Written by Mar 13, 2026 10:07:52 AM

Soil degradation is often framed as an agricultural concern associated with crop yields, farming practices, and rural livelihoods. In reality, soil and land degradation represent a spatial intelligence challenge that influences infrastructure resilience, water security, urban expansion, climate adaptation, and long-term land-use planning.

Addressing these impacts requires a shift from isolated field-level assessments to spatially explicit, data-driven monitoring systems capable of operating at scale.

Spatial Variability of Soil Degradation Processes

Processes such as erosion, salinization, nutrient depletion, and land misuse do not occur uniformly across landscapes. Their occurrence and intensity are governed by interacting factors including topography, rainfall intensity, land cover, human intervention, and climate variability. Even adjacent areas can follow markedly different degradation trajectories due to variations in slope, drainage characteristics, or historical land use. 

Traditional approaches based on localized soil sampling or periodic surveys capture conditions at specific locations and timeframes. However, effective decision-making increasingly depends on spatial context, revealing where degradation is occurring, how rapidly conditions are changing, and which areas are becoming progressively vulnerable.
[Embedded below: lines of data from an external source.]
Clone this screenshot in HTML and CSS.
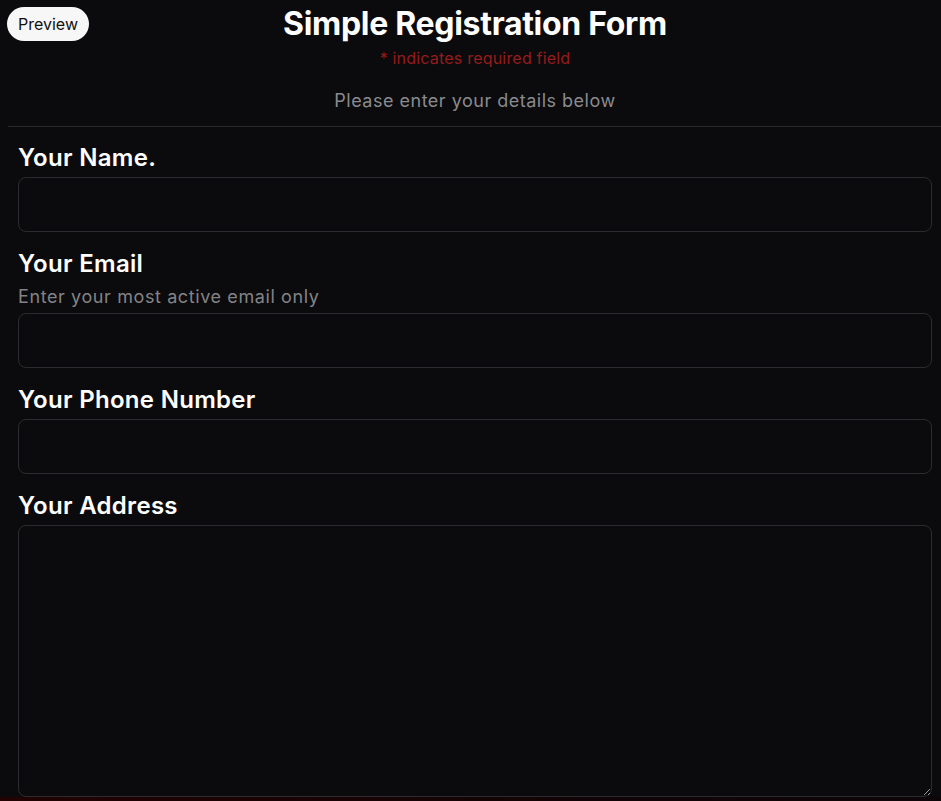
FILE: index.html
```html
<!DOCTYPE html>
<html lang="en">
<head>
<meta charset="utf-8">
<title>Simple Registration Form</title>
<link rel="stylesheet" href="styles.css">
</head>
<body>
<button class="preview" type="button">Preview</button>
<main class="page">
  <header class="head">
    <h1 class="title">Simple Registration Form</h1>
    <p class="required">* indicates required field</p>
    <p class="intro">Please enter your details below</p>
  </header>
  <form class="form">
    <div class="field">
      <label class="label" for="name">Your Name.</label>
      <input class="input" id="name" type="text">
    </div>
    <div class="field">
      <label class="label" for="email">Your Email</label>
      <p class="help">Enter your most active email only</p>
      <input class="input" id="email" type="email">
    </div>
    <div class="field">
      <label class="label" for="phone">Your Phone Number</label>
      <input class="input" id="phone" type="tel">
    </div>
    <div class="field">
      <label class="label" for="address">Your Address</label>
      <textarea class="input area" id="address"></textarea>
    </div>
  </form>
  <div class="strip"></div>
</main>
</body>
</html>
```
FILE: styles.css
```css
html, body {
  background: #0b0b0d;
}
body {
  margin: 0;
  padding: 0 0 0 8px;
  font-family: Inter, "Noto Sans", sans-serif;
  color: #ffffff;
  overflow: hidden;
}
.preview {
  position: absolute;
  left: 7px;
  top: 7px;
  width: 82px;
  height: 34px;
  border: none;
  border-radius: 17px;
  background: #f7f7f7;
  color: #111;
  font-family: Inter, "Noto Sans", sans-serif;
  font-size: 16px;
  padding: 0;
}
.page {
  width: 934px;
}
.head {
  text-align: center;
  border-bottom: 1px solid #2a2a2c;
  padding-top: 5px;
  padding-bottom: 13px;
}
.title {
  margin: 0;
  font-size: 32px;
  line-height: 38px;
  font-weight: 700;
  letter-spacing: -0.3px;
}
.required {
  margin: 5px 0 0;
  font-size: 16px;
  line-height: 20px;
  color: #951c1c;
  letter-spacing: 0.2px;
}
.intro {
  margin: 21px 0 0;
  font-size: 18px;
  line-height: 24px;
  color: #8a8a8e;
  letter-spacing: 0.5px;
}
.form {
  padding: 16px 10px 0;
  display: flex;
  flex-direction: column;
  gap: 17px;
}
.field {
  display: flex;
  flex-direction: column;
}
.label {
  font-size: 24px;
  line-height: 28px;
  font-weight: 600;
  letter-spacing: 0.3px;
  padding-top: 1px;
  margin-bottom: 5px;
}
.help {
  margin: 2px 0 4px;
  font-size: 18px;
  line-height: 24px;
  color: #838387;
  letter-spacing: 0.6px;
}
.input {
  box-sizing: border-box;
  width: 100%;
  height: 55px;
  margin: 0;
  background: #0b0b0d;
  border: 1px solid #2c2c30;
  border-radius: 8px;
  color: #fff;
  font-family: inherit;
  font-size: 16px;
  padding: 8px 12px;
}
.area {
  height: 272px;
  resize: vertical;
}
.strip {
  height: 8px;
  margin-left: -8px;
  margin-right: -1px;
  background: linear-gradient(to right, #220202, #120406 60%, #0d0608);
}
```
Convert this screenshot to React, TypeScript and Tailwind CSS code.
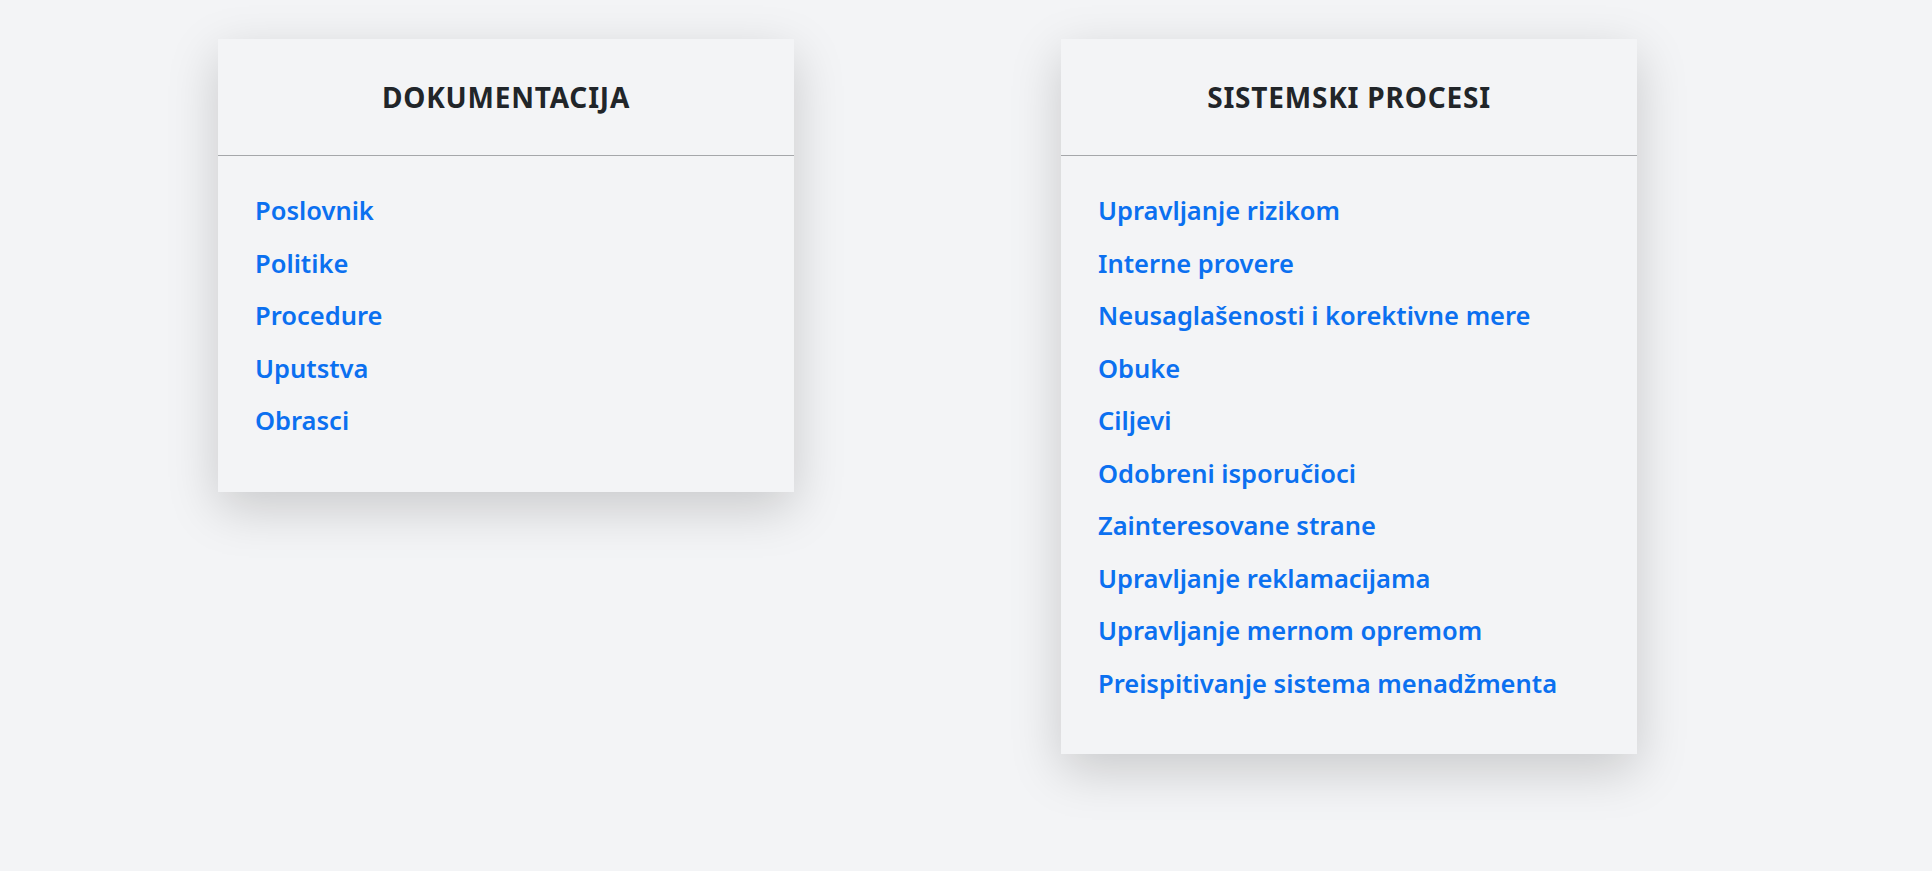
const dokumentacija = ["Poslovnik", "Politike", "Procedure", "Uputstva", "Obrasci"];

const procesi = [
  "Upravljanje rizikom",
  "Interne provere",
  "Neusaglašenosti i korektivne mere",
  "Obuke",
  "Ciljevi",
  "Odobreni isporučioci",
  "Zainteresovane strane",
  "Upravljanje reklamacijama",
  "Upravljanje mernom opremom",
  "Preispitivanje sistema menadžmenta",
];

function LinkCard({ title, items }: { title: string; items: string[] }) {
  return (
    <div className="w-[576px] shrink-0 self-start bg-[#f3f4f6] shadow-[0_16px_48px_rgba(0,0,0,0.175)]">
      <div className="flex h-[117px] items-center justify-center border-b border-[#a5a7aa]">
        <h3 className="text-[28px] font-bold leading-none tracking-[0.8px] text-[#212529]">{title}</h3>
      </div>
      <ul className="px-[37px] pb-[45px] pt-[28px]">
        {items.map((item) => (
          <li key={item} className="text-[25.5px] font-semibold leading-[52.5px]">
            <a href="#" className="text-[#0b70f0] no-underline">
              {item}
            </a>
          </li>
        ))}
      </ul>
    </div>
  );
}

export default function App() {
  return (
    <div
      className="min-h-[871px] bg-[#f3f4f6]"
      style={{ fontFamily: '"Noto Sans", "Open Sans", sans-serif' }}
    >
      <div className="flex gap-[267px] pl-[218px] pt-[39px]">
        <LinkCard title="DOKUMENTACIJA" items={dokumentacija} />
        <LinkCard title="SISTEMSKI PROCESI" items={procesi} />
      </div>
    </div>
  );
}
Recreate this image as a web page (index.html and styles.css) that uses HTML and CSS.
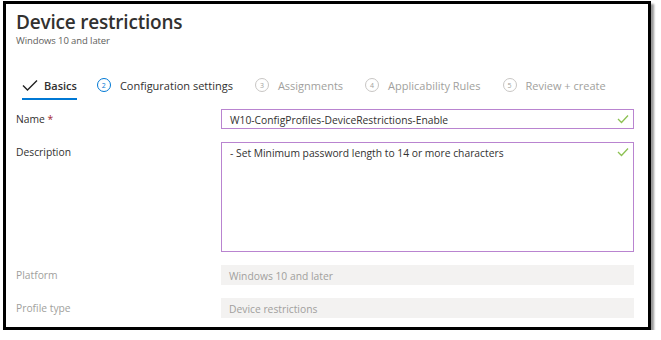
FILE: index.html
```html
<!DOCTYPE html>
<html lang="en">
<head>
  <meta charset="UTF-8">
  <title>Device restrictions</title>
  <link rel="stylesheet" href="styles.css">
</head>
<body>
  <div class="frame">
    <div class="header">
      <h1>Device restrictions</h1>
      <div class="subtitle">Windows 10 and later</div>
    </div>

    <div class="tabs">
      <div class="tab active">
        <svg class="check" width="16" height="12" viewBox="0 0 16 12"><path d="M1 6.5 L5.5 11 L15 1.5" fill="none" stroke="#222" stroke-width="1.4"/></svg>
        <span>Basics</span>
      </div>
      <div class="tab current"><span class="num">2</span><span>Configuration settings</span></div>
      <div class="tab off"><span class="num">3</span><span>Assignments</span></div>
      <div class="tab off"><span class="num">4</span><span>Applicability Rules</span></div>
      <div class="tab off"><span class="num">5</span><span>Review + create</span></div>
    </div>

    <div class="form">
      <div class="row">
        <label>Name <span class="req">*</span></label>
        <div class="field input">W10-ConfigProfiles-DeviceRestrictions-Enable
          <svg class="ok" width="12" height="10" viewBox="0 0 12 10"><path d="M1 5 L4.5 8.5 L11 1.5" fill="none" stroke="#8cc152" stroke-width="1.3"/></svg>
        </div>
      </div>
      <div class="row">
        <label>Description</label>
        <div class="field textarea">- Set Minimum password length to 14 or more characters
          <svg class="ok" width="12" height="10" viewBox="0 0 12 10"><path d="M1 5 L4.5 8.5 L11 1.5" fill="none" stroke="#8cc152" stroke-width="1.3"/></svg>
        </div>
      </div>
      <div class="row dim">
        <label>Platform</label>
        <div class="field readonly">Windows 10 and later</div>
      </div>
      <div class="row dim">
        <label>Profile type</label>
        <div class="field readonly">Device restrictions</div>
      </div>
    </div>
  </div>
</body>
</html>
```

FILE: styles.css
```css
body {
  margin: 0;
  font-family: "Open Sans", "Noto Sans", sans-serif;
  background: #fff;
  color: #323130;
}
.frame {
  margin: 1px 0 0 3px;
  width: 642px;
  height: 323px;
  border: 3px solid #000;
  box-shadow: 3px 3px 2px #999;
  overflow: hidden;
}
.header {
  padding: 6px 0 0 10px;
}
h1 {
  margin: 0;
  font-size: 19px;
  font-weight: 600;
  line-height: 24px;
  letter-spacing: -0.2px;
}
.subtitle {
  font-size: 9.5px;
  color: #605e5c;
  line-height: 14px;
  letter-spacing: -0.1px;
}
.tabs {
  display: flex;
  margin: 24px 0 0 16px;
  white-space: nowrap;
}
.tab {
  display: flex;
  flex-shrink: 0;
  align-items: center;
  gap: 9px;
  font-size: 11px;
  margin-right: 22px;
  height: 26px;
  border-bottom: 2px solid transparent;
}
.tab.active {
  border-bottom-color: #0078d4;
  font-weight: 600;
  gap: 6px;
  margin-right: 20px;
}
.tab.off {
  color: #a19f9d;
}
.num {
  width: 12px;
  height: 12px;
  border: 1px solid #c8c6c4;
  border-radius: 50%;
  font-size: 7px;
  display: flex;
  align-items: center;
  justify-content: center;
}
.current .num {
  border-color: #0078d4;
  color: #0078d4;
}
.form {
  padding: 9px 14px 0 10px;
}
.row {
  display: grid;
  grid-template-columns: 205px 1fr;
  margin-bottom: 13px;
}
.row label {
  font-size: 10.3px;
  padding-top: 3px;
}
.req {
  color: #a4262c;
}
.field {
  position: relative;
  font-size: 10.3px;
  padding: 3px 8px;
  box-sizing: border-box;
}
.input {
  height: 20px;
  border: 1px solid #b984d0;
}
.textarea {
  height: 110px;
  border: 1px solid #b984d0;
}
.ok {
  position: absolute;
  right: 4px;
  top: 4px;
}
.dim label {
  color: #a19f9d;
}
.readonly {
  height: 20px;
  padding-top: 4px;
  background: #f3f2f1;
  color: #a19f9d;
}
```
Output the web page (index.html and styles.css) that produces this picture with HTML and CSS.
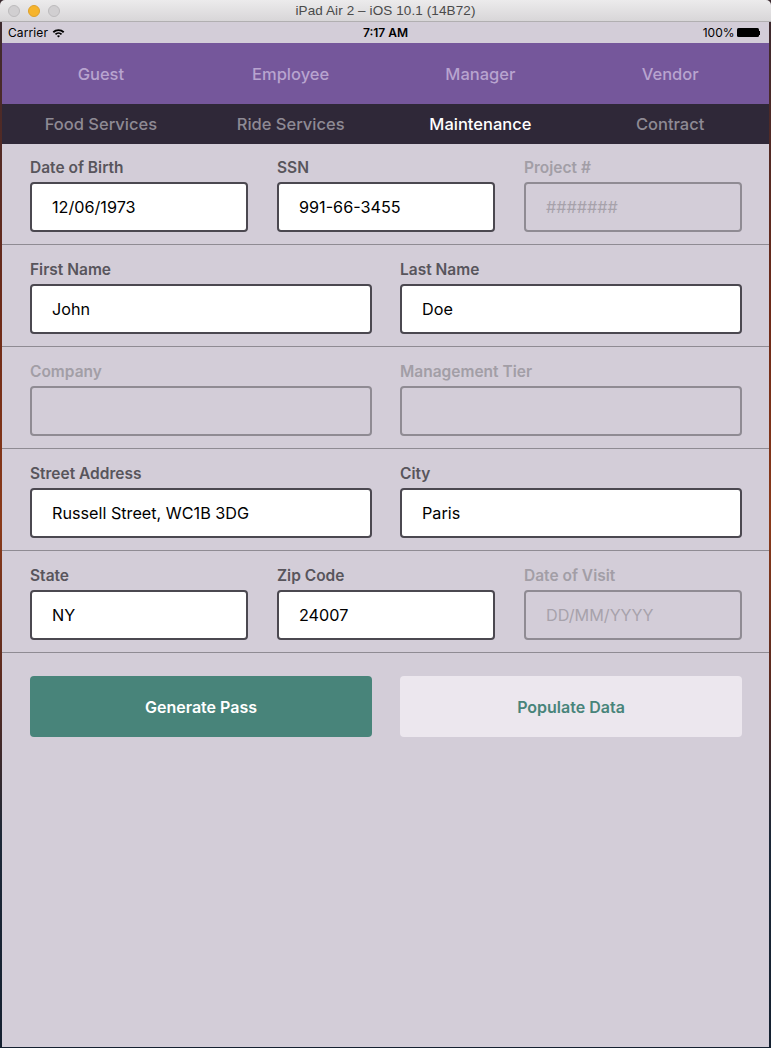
FILE: index.html
```html
<!DOCTYPE html>
<html lang="en">
<head>
<meta charset="utf-8">
<title>iPad Air 2 – iOS 10.1 (14B72)</title>
<link rel="stylesheet" href="styles.css">
</head>
<body>
<div class="window">
  <div class="titlebar">
    <div class="lights">
      <span class="light"></span>
      <span class="light orange"></span>
      <span class="light"></span>
    </div>
    <div class="title">iPad Air 2 – iOS 10.1 (14B72)</div>
  </div>
  <div class="screen">
    <div class="statusbar">
      <div class="carrier">Carrier
        <svg class="wifi" width="13" height="10" viewBox="0 0 12 9">
          <path d="M0.6 3.2 A7.6 7.6 0 0 1 11.4 3.2 L10.2 4.4 A5.9 5.9 0 0 0 1.8 4.4 Z" fill="#000"/>
          <path d="M2.6 5.2 A4.8 4.8 0 0 1 9.4 5.2 L8.2 6.4 A3.1 3.1 0 0 0 3.8 6.4 Z" fill="#000"/>
          <path d="M4.6 7.2 A2 2 0 0 1 7.4 7.2 L6 8.6 Z" fill="#000"/>
        </svg>
      </div>
      <div class="time">7:17 AM</div>
      <div class="battery">100%
        <span class="batt"><span class="batt-body"></span><span class="batt-nub"></span></span>
      </div>
    </div>
    <nav class="tabs primary">
      <div class="tab">Guest</div>
      <div class="tab">Employee</div>
      <div class="tab">Manager</div>
      <div class="tab">Vendor</div>
    </nav>
    <nav class="tabs secondary">
      <div class="tab">Food Services</div>
      <div class="tab">Ride Services</div>
      <div class="tab active">Maintenance</div>
      <div class="tab">Contract</div>
    </nav>
    <div class="form">
      <section class="row first three">
        <div class="field"><label class="label">Date of Birth</label><div class="input">12/06/1973</div></div>
        <div class="field"><label class="label">SSN</label><div class="input">991-66-3455</div></div>
        <div class="field disabled"><label class="label">Project #</label><div class="input placeholder">#######</div></div>
      </section>
      <section class="row two">
        <div class="field"><label class="label">First Name</label><div class="input">John</div></div>
        <div class="field"><label class="label">Last Name</label><div class="input">Doe</div></div>
      </section>
      <section class="row two">
        <div class="field disabled"><label class="label">Company</label><div class="input"></div></div>
        <div class="field disabled"><label class="label">Management Tier</label><div class="input"></div></div>
      </section>
      <section class="row two">
        <div class="field"><label class="label">Street Address</label><div class="input">Russell Street, WC1B 3DG</div></div>
        <div class="field"><label class="label">City</label><div class="input">Paris</div></div>
      </section>
      <section class="row three">
        <div class="field"><label class="label">State</label><div class="input">NY</div></div>
        <div class="field"><label class="label">Zip Code</label><div class="input">24007</div></div>
        <div class="field disabled"><label class="label">Date of Visit</label><div class="input placeholder">DD/MM/YYYY</div></div>
      </section>
      <div class="actions">
        <button class="btn primary-btn">Generate Pass</button>
        <button class="btn secondary-btn">Populate Data</button>
      </div>
    </div>
  </div>
</div>
</body>
</html>
```
FILE: styles.css
```css
html, body {
  margin: 0;
  padding: 0;
}
body {
  width: 771px;
  height: 1048px;
  overflow: hidden;
  background: linear-gradient(180deg, #3a2a30 0%, #6e2a18 30%, #8a3a1a 50%, #5a2a20 65%, #1c2838 80%, #142030 100%);
  font-family: Inter, "Open Sans", "Liberation Sans", sans-serif;
}
.window {
  display: flex;
  flex-direction: column;
  height: 1047px;
}
.titlebar {
  height: 22px;
  flex: 0 0 22px;
  box-sizing: border-box;
  background: linear-gradient(180deg, #ecebec 0%, #d8d6d8 100%);
  border-bottom: 1px solid #b1afb1;
  border-radius: 5px 5px 0 0;
  position: relative;
  display: flex;
  align-items: center;
  justify-content: center;
}
.lights {
  position: absolute;
  left: 8px;
  top: 5px;
  display: flex;
  gap: 8px;
}
.light {
  width: 12px;
  height: 12px;
  border-radius: 50%;
  box-sizing: border-box;
  background: #d1cfd1;
  border: 1px solid #bdbbbd;
}
.light.orange {
  background: #f6b42c;
  border-color: #dea02a;
}
.title {
  font-family: "Liberation Sans", Arial, sans-serif;
  font-size: 13.5px;
  color: #4a4a4a;
  letter-spacing: 0.1px;
}
.screen {
  flex: 1;
  margin: 0 2px;
  background: #d3cdd8;
  display: flex;
  flex-direction: column;
}
.statusbar {
  height: 21px;
  flex: 0 0 21px;
  display: flex;
  align-items: center;
  justify-content: space-between;
  padding: 0 9px 0 6px;
  font-size: 12px;
  color: #000;
  position: relative;
}
.carrier {
  display: flex;
  align-items: center;
  gap: 4px;
  letter-spacing: 0.1px;
}
.time {
  position: absolute;
  left: 0;
  right: 0;
  text-align: center;
  font-weight: 600;
  pointer-events: none;
}
.battery {
  display: flex;
  align-items: center;
  gap: 2px;
}
.batt {
  display: flex;
  align-items: center;
}
.batt-body {
  width: 22px;
  height: 9px;
  background: #000;
  border-radius: 1.5px;
}
.batt-nub {
  width: 1.5px;
  height: 4px;
  background: #000;
}
.tabs {
  display: grid;
  grid-template-columns: repeat(4, 1fr);
  padding: 0 4px;
  font-size: 16.5px;
  font-weight: 500;
}
.tab {
  display: flex;
  align-items: center;
  justify-content: center;
}
.tabs.primary {
  height: 61px;
  flex: 0 0 61px;
  background: #75579b;
  color: #b8a4cf;
}
.tabs.secondary {
  height: 40px;
  flex: 0 0 40px;
  background: #2f2838;
  color: #8e8a94;
}
.tabs.secondary .tab.active {
  color: #ffffff;
}
.form {
  display: flex;
  flex-direction: column;
}
.row {
  display: grid;
  padding: 16px 27px 12px 28px;
  border-bottom: 1px solid #8f8b93;
}
.row.first {
  padding-top: 15px;
}
.row.three {
  grid-template-columns: repeat(3, 1fr);
  column-gap: 29px;
}
.row.two {
  grid-template-columns: repeat(2, 1fr);
  column-gap: 28px;
}
.field {
  display: flex;
  flex-direction: column;
  gap: 5px;
}
.label {
  height: 18px;
  line-height: 18px;
  font-size: 15.5px;
  font-weight: 600;
  color: #58555c;
}
.input {
  height: 50px;
  box-sizing: border-box;
  border: 2px solid #4b4850;
  border-radius: 4px;
  background: #ffffff;
  padding: 0 20px;
  display: flex;
  align-items: center;
  font-size: 16.2px;
  color: #000;
}
.field.disabled .label {
  color: #a29ea6;
}
.field.disabled .input {
  background: transparent;
  border-color: #8f8b93;
}
.input.placeholder {
  color: #a7a2ab;
}
.actions {
  display: grid;
  grid-template-columns: repeat(2, 1fr);
  column-gap: 28px;
  padding: 23px 27px 0 28px;
}
.btn {
  height: 61px;
  border: none;
  border-radius: 4px;
  font-family: Inter, "Open Sans", "Liberation Sans", sans-serif;
  font-size: 16px;
  font-weight: 600;
  cursor: pointer;
}
.primary-btn {
  background: #48847a;
  color: #ffffff;
}
.secondary-btn {
  background: #ece7ee;
  color: #48847a;
}
```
Limitations of Field-Based Assessments at Scale

Ground-based surveys provide detailed local insight but lack the spatial coverage required for regional or national-level analysis. Implementing them at scale is resource-intensive, time-consuming, and often inconsistent in temporal frequency. This limits their effectiveness in identifying early-stage or gradual degradation, when intervention delivers the greatest value.

As land systems respond to climate variability, infrastructure expansion, and evolving land-use practices, degradation patterns change continuously. Static assessments quickly lose relevance under these conditions, resulting in reactive rather than anticipatory planning.

This disconnect between localized measurement and large-scale decision requirements reframes soil degradation from a sector-specific concern into a geospatial intelligence challenge.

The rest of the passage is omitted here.